Pub Date: May 1st, 1976
Publisher: Quadrangle/New York Times

Bailey, fortunately, disarms the reader at the outset by announcing that he's always been cocksure about everything. Please forgive. He then launches his all-encompassing--and quite original--theory of humor. Disconcertingly, it bears a resemblance to Robert Ardrey's theory of aggression, being similarly grounded in ethology, more specifically in the behavior of Og and other prehominids sighting a tiger. A tiger? Humor, all humor, according to Bailey, depends on an opposite or an exaggeration which is a kind of modified opposite, as an oblong is a modified square. A joke is like a tiger because it ""makes a violent attack on the reader's judgment or knowledge"" and the subconscious mind, always alert to danger, leaps to defend Og. Laughter, ""a modification of the noise that used to frighten tigers away,"" is vocal and triumphant because it is colored by ""a feeling of deliverance from danger"" (20th-century dangers are mostly attacks on the intellect or ego).

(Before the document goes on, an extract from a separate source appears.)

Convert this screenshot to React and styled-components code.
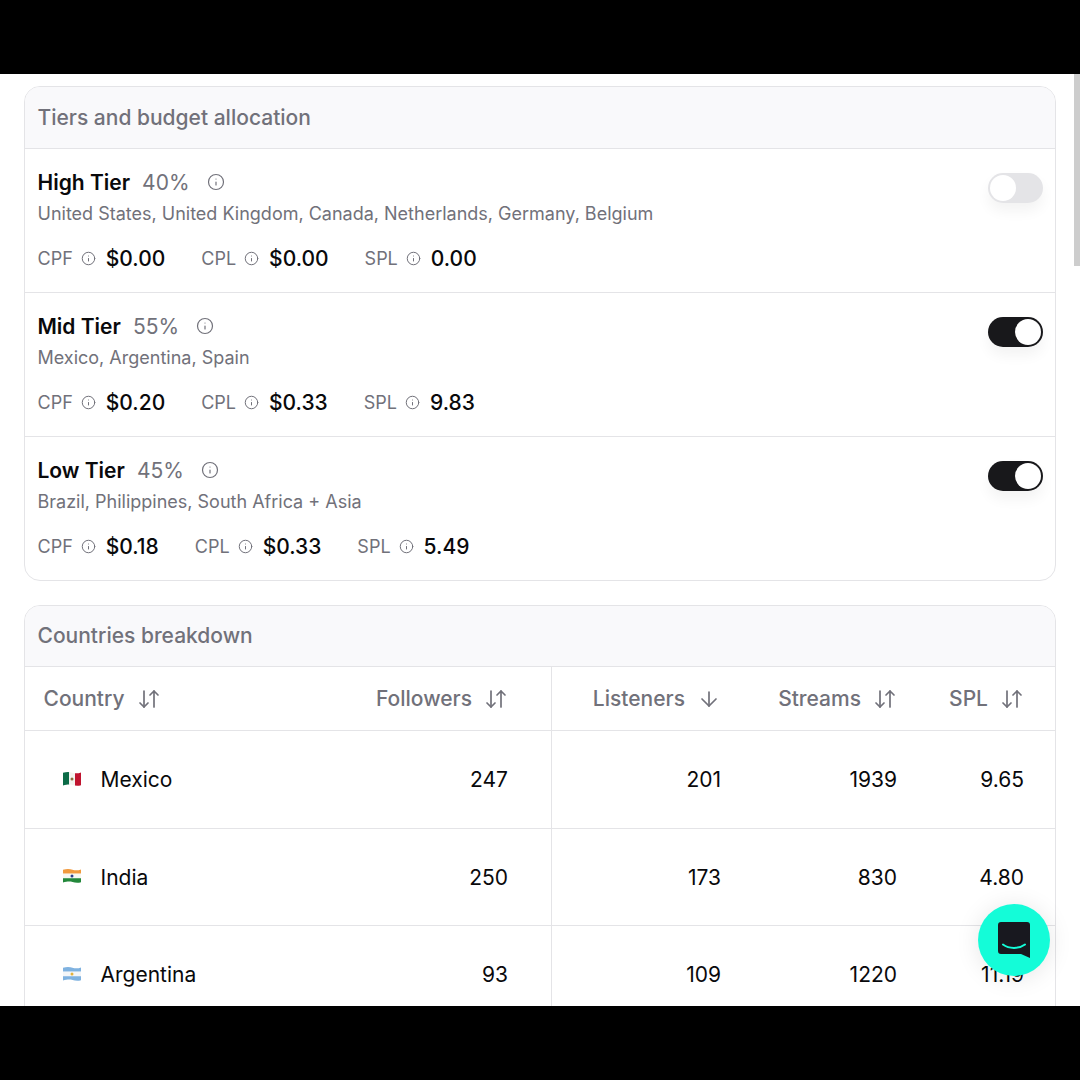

Bailey, former humor editor of the old Saturday Evening Post, works it out through puns, humorous verse, caricature, satire, and plays on words--with a lot of help from Lewis Carroll, Stephen Leacock, Beerbohm, Wodehouse, W. S. Gilbert, et al. He develops his own ""humor structure"" and doesn't give a rat's ass about Freud's or Bergson's or anyone else's theories. It might not pass muster with Woody Allen or Peter Sellers, but it may tickle your fancy just the same.